Registered trademark scaling in body copy and logo design

Proofreader's picture

Does anyone know of a rule for the size/scale of a registered trademark symbol in both body copy and logo design? From what I can tell, the body copy registered trademark is larger proportionally than it would be in the logo version of the same term. For example the (R) after Coca-Cola is proportionally larger when it appears in body copy (superscripted) than when it appears (subscripted) in the Coca-Cola logo. Are there universal and legal minimums/maximums for each of these applications or is it entirely up to the designer and typesetter?

Also, does anyone know of a good book that deals specifically with print ad typography?

Any feedback would be most appreciated.

andreas's picture

It depends on the used type size. It should be good visible for common eyes. So its big on 9pt and very big if you set smaller text. On larger text sizes it becomes smaller.
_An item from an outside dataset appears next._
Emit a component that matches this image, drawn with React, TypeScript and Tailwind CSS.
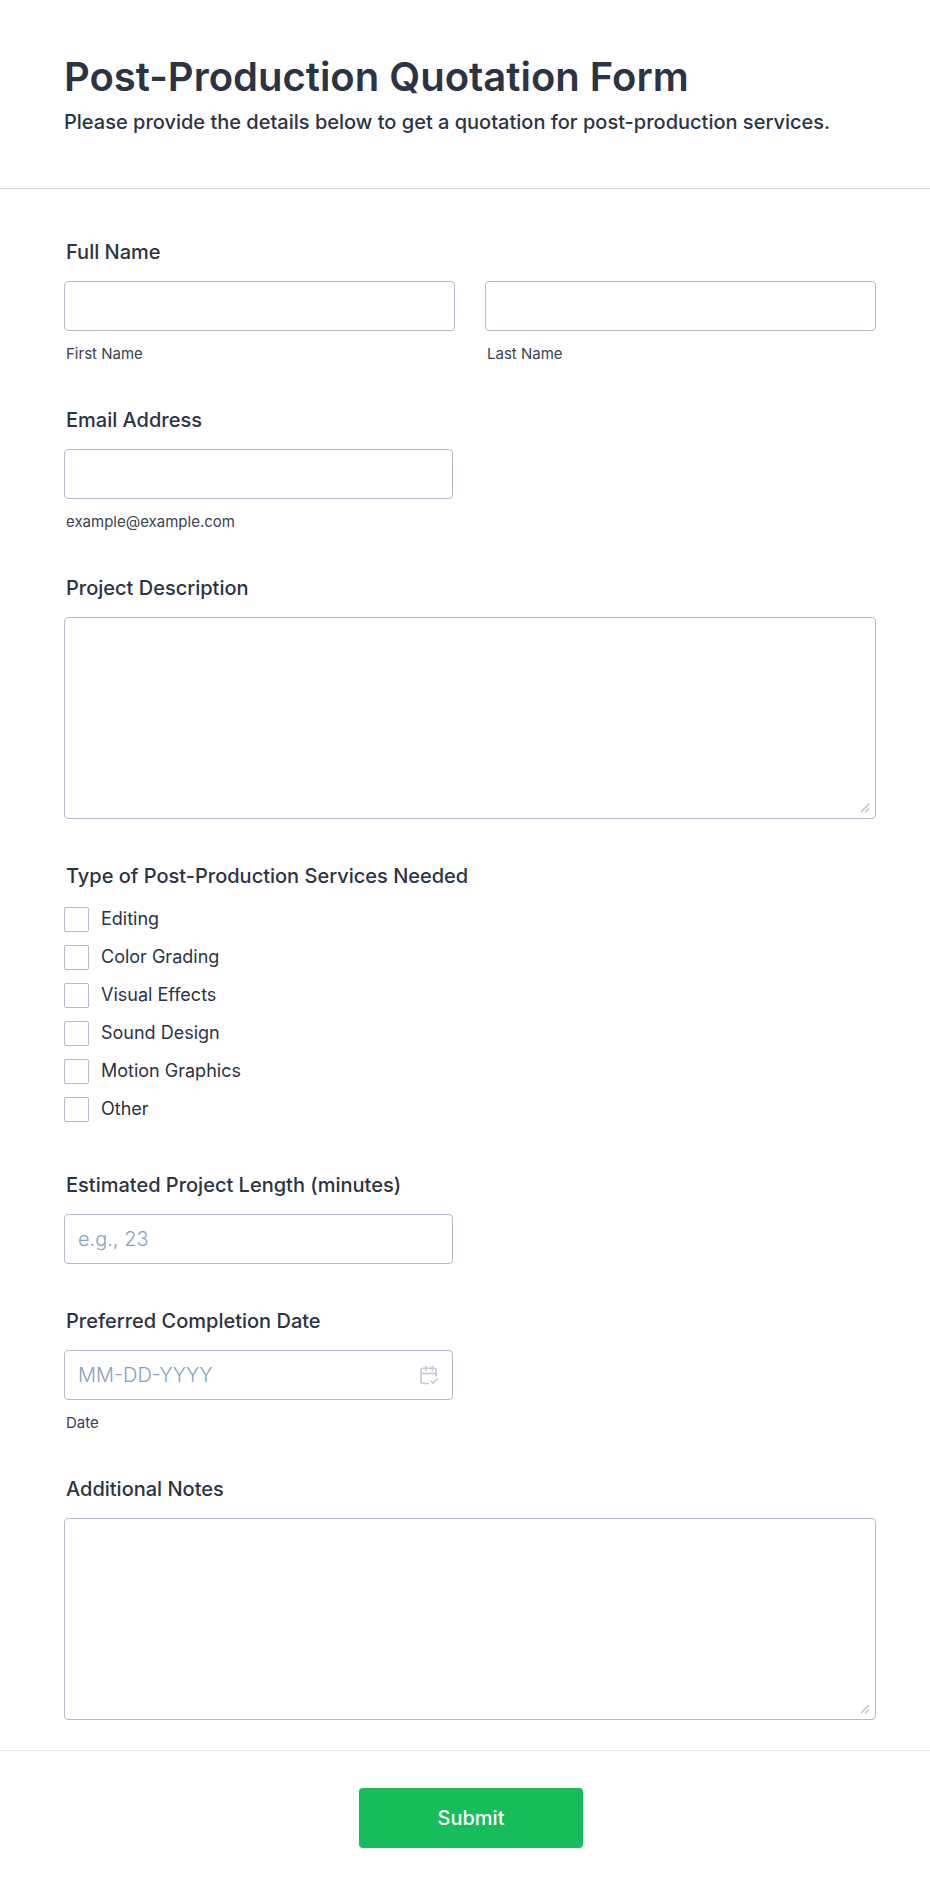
import React from "react";

const services = ["Editing", "Color Grading", "Visual Effects", "Sound Design", "Motion Graphics", "Other"];

const boxStyle = "block w-full rounded border border-[#b6bacb] bg-white px-[13px] text-xl font-light text-[#2c3345] placeholder:text-[#8a9fba]";
const labelStyle = "block px-0.5 text-xl leading-6 font-medium";
const subLabelStyle = "block px-0.5 mt-[14px] text-[15px] leading-[18px] text-[#3a4154]";

function CalendarIcon() {
	return (
		<svg width="20" height="20" viewBox="0 0 20 20" fill="none" stroke="#c5c8d8" strokeWidth="1.6" strokeLinecap="round" strokeLinejoin="round">
			<path d="M9.3 18.5H4a2 2 0 0 1-2-2V5.2a2 2 0 0 1 2-2h11.3a2 2 0 0 1 2 2V11" />
			<path d="M2 8.5h15.3M7 1.5v4M13.3 1.5v4" />
			<path d="M11.8 16l2.2 2.3 4.2-4.6" />
		</svg>
	);
}

// textarea with its own light resize grip over the browser's one
function TextArea({ id }: { id: string }) {
	return (
		<div className="relative">
			<textarea id={id} className={`${boxStyle} h-[202px] py-3 [&::-webkit-resizer]:appearance-none`} />
			<svg className="pointer-events-none absolute right-1.5 bottom-1.5" width="10" height="10" viewBox="0 0 10 10" fill="none" stroke="#b6bacb" strokeWidth="1.3">
				<path d="M1 9l8-8M5.2 9.2l3.8-3.8" />
			</svg>
		</div>
	);
}

function Field({ id, label, subLabel, children }: { id: string; label: string; subLabel?: string; children: React.ReactNode }) {
	return (
		<div>
			<label htmlFor={id} className={labelStyle}>
				{label}
			</label>
			<div className="mt-[17px]">{children}</div>
			{subLabel && (
				<label htmlFor={id} className={subLabelStyle}>
					{subLabel}
				</label>
			)}
		</div>
	);
}

export default function App() {
	const [selected, setSelected] = React.useState<string[]>([]);

	const toggle = (service: string) => {
		setSelected((prev) => (prev.includes(service) ? prev.filter((s) => s !== service) : [...prev, service]));
	};

	const handleSubmit = (e: React.SyntheticEvent) => {
		e.preventDefault();
	};

	return (
		<main className="w-full bg-white font-['Inter',sans-serif] text-[#2c3345]">
			<header className="border-b border-[#d9dbe6] pt-[53px] pr-[54px] pb-[54px] pl-16">
				<h1 className="text-[40px] leading-12 font-semibold">Post-Production Quotation Form</h1>
				<p className="mt-[9px] text-xl leading-6 font-medium">
					Please provide the details below to get a quotation for post-production services.
				</p>
			</header>

			<form onSubmit={handleSubmit}>
				<div className="flex flex-col gap-[45px] pt-[51px] pr-[54px] pb-[30px] pl-16">
					<fieldset>
						<legend className={labelStyle}>Full Name</legend>
						<div className="mt-[17px] grid grid-cols-2 gap-[30px]">
							<div>
								<input id="first" type="text" className={`${boxStyle} h-[50px]`} />
								<label htmlFor="first" className={subLabelStyle}>
									First Name
								</label>
							</div>
							<div>
								<input id="last" type="text" className={`${boxStyle} h-[50px]`} />
								<label htmlFor="last" className={subLabelStyle}>
									Last Name
								</label>
							</div>
						</div>
					</fieldset>

					<Field id="email" label="Email Address" subLabel="example@example.com">
						<input id="email" type="email" className={`${boxStyle} h-[50px] max-w-[389px]`} />
					</Field>

					<Field id="description" label="Project Description">
						<TextArea id="description" />
					</Field>

					<fieldset className="pb-1.5">
						<legend className={labelStyle}>Type of Post-Production Services Needed</legend>
						<div className="mt-[18px] flex flex-col items-start gap-3">
							{services.map((service) => (
								<label key={service} className="flex items-center gap-3 text-lg leading-[26px]">
									<input
										type="checkbox"
										checked={selected.includes(service)}
										onChange={() => toggle(service)}
										className="size-[25px] appearance-none rounded-xs border border-[#b6bacb] bg-white checked:bg-[#18bd5b]"
									/>
									{service}
								</label>
							))}
						</div>
					</fieldset>

					<Field id="length" label="Estimated Project Length (minutes)">
						<input id="length" type="text" placeholder="e.g., 23" className={`${boxStyle} h-[50px] max-w-[389px]`} />
					</Field>

					<Field id="date" label="Preferred Completion Date" subLabel="Date">
						<div className="relative max-w-[389px]">
							<input id="date" type="text" placeholder="MM-DD-YYYY" className={`${boxStyle} h-[50px]`} />
							<button type="button" aria-label="Choose date" className="absolute top-[15px] right-[14px]">
								<CalendarIcon />
							</button>
						</div>
					</Field>

					<Field id="notes" label="Additional Notes">
						<TextArea id="notes" />
					</Field>
				</div>

				<footer className="flex justify-center border-t border-[#e4e5ee] pt-[37px] pr-[52px] pb-[49px] pl-16">
					<button type="submit" className="h-[60px] w-56 rounded bg-[#18bd5b] text-xl font-medium text-white">
						Submit
					</button>
				</footer>
			</form>
		</main>
	);
}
So you should choose a size for what your design best fits for - mostly body text or display.

I think the R in the registered sign should have the same size (caps high) as the TM mark - but maybe it depends on personal taste. I see very often a different approach.

Lots of fonts don't care much about such issues and use a standard sign and size.

my suggestions to start from:
(percentage of the caps high)

4-8pt: bigger
9-12pt: 55 - 47%
16-28pt: 45 - 40%

--astype.de--

Dan Weaver's picture

I also think you need to consult with your legal department. TM, ®, SM are all legal designations and there are rules for their use.

schui's picture

I'm working on a logo design right now, where I'm supposed to add an registered (R). Does anyone no about any legal or typographic rules how to place the (R)? Can I place it anywhere close to the logo or does it have to be at the lower or upper right corner? Any certain rules about the size? Or is there a minimum percentage for the size in relation to the logo?

JamesM's picture

They just needs to be legible. I usually make them as small as I can, while still being legible.

In fact legally they aren't even mandatory at all, but they provide additional legal protection in case of a lawsuit. Here's a quote from the International Trademark Association:

"Use of the registration symbol or other statutory notice is not mandatory, but it is important not only because it provides notice of the owner's registration of the mark, but also because it allows the owner to assert certain types of damages in lawsuits against infringers. Failure to use a registration notice limits the remedies available to a trademark owner in a lawsuit..."

So in other words, the government doesn't require them, but if company X sues company Y for infringement, the lawyer for company X can say, "They should have known it was a registered trademark because we put the symbol on it."

kentlew's picture

But it does actually have to be registered to warrant the ® symbol. If you use the symbol on a trademark that has not been accepted for registration, that could be construed as fraudulent.

JamesM's picture

> But it does actually have to be registered
> to warrant the ® symbol

Yes, the International Trademark Association says:

"A ™ is usually used to indicate an unregistered trademark. It is an informal notification that there is a public claim as a trademark...

"The ® (commonly pronounced "R-in-a-circle" or "Circle-R") is a warning notice to advise the public that the mark is registered and their use provides legal benefits. This notice can be used only with registered marks. Use of a ® with any unregistered trademark may result in claims of fraud..."

Bendy's picture

This is one factor that may influence the designer to make different optical sizes for a logo. See this thread

Nick Shinn's picture

In fonts, the informal standard is that "Registered" and "Copyright" are cap-height.
"Trademark" is generally rendered as a superscript, about the same relative size as other superiors such as figures and ordinals.

"Registered" and "Copyright" are cap height, even thought they will be reduced in the main text, because they are also required in reference footnotes, so it is up to the typographer to superscript and downsize them for use in running text and logos: there are defaults for this in Quark and InDesign, around 60 -70 %, IIRC, which is therefore the de facto standard.

"Trademark" is not cap height, because if it were, there is the likelihood it would be read as part of the preceding word, and be too wide in footnotes. So it can look too small in some footnotes. However, it doesn't require special superscript treatment by the typographer.

For logos, it's up to the discretion of the graphic designer/art director, but it's quite alright to make them very small, with the proviso, as Ben says, that if it is part of a logo that is going to be scaled, then the graphics standards for a corporation should provide different versions of the logo for use at different sizes.

AFAIK, infringement has never been legally defended on the grounds that the infringer didn't see the mark because it was too small in a document, but I'm not a trademark lawyer, so perhaps it has happened!

In a few typefaces (such as those of my Modern Suite), there are alternate, optically scaled glyphs for "Registered" and "Copyright", accessible through the OpenType "Superscript" feature.

schui's picture

thanks everyone for the helpful answers! and - yes - it is a registered trademark, so I'm on the save side using the (R).

Nick Shinn's picture

Correction: it's only the "Registered" that is provided as a superscript in the Modern Suite (along with Dagger and Double Dagger).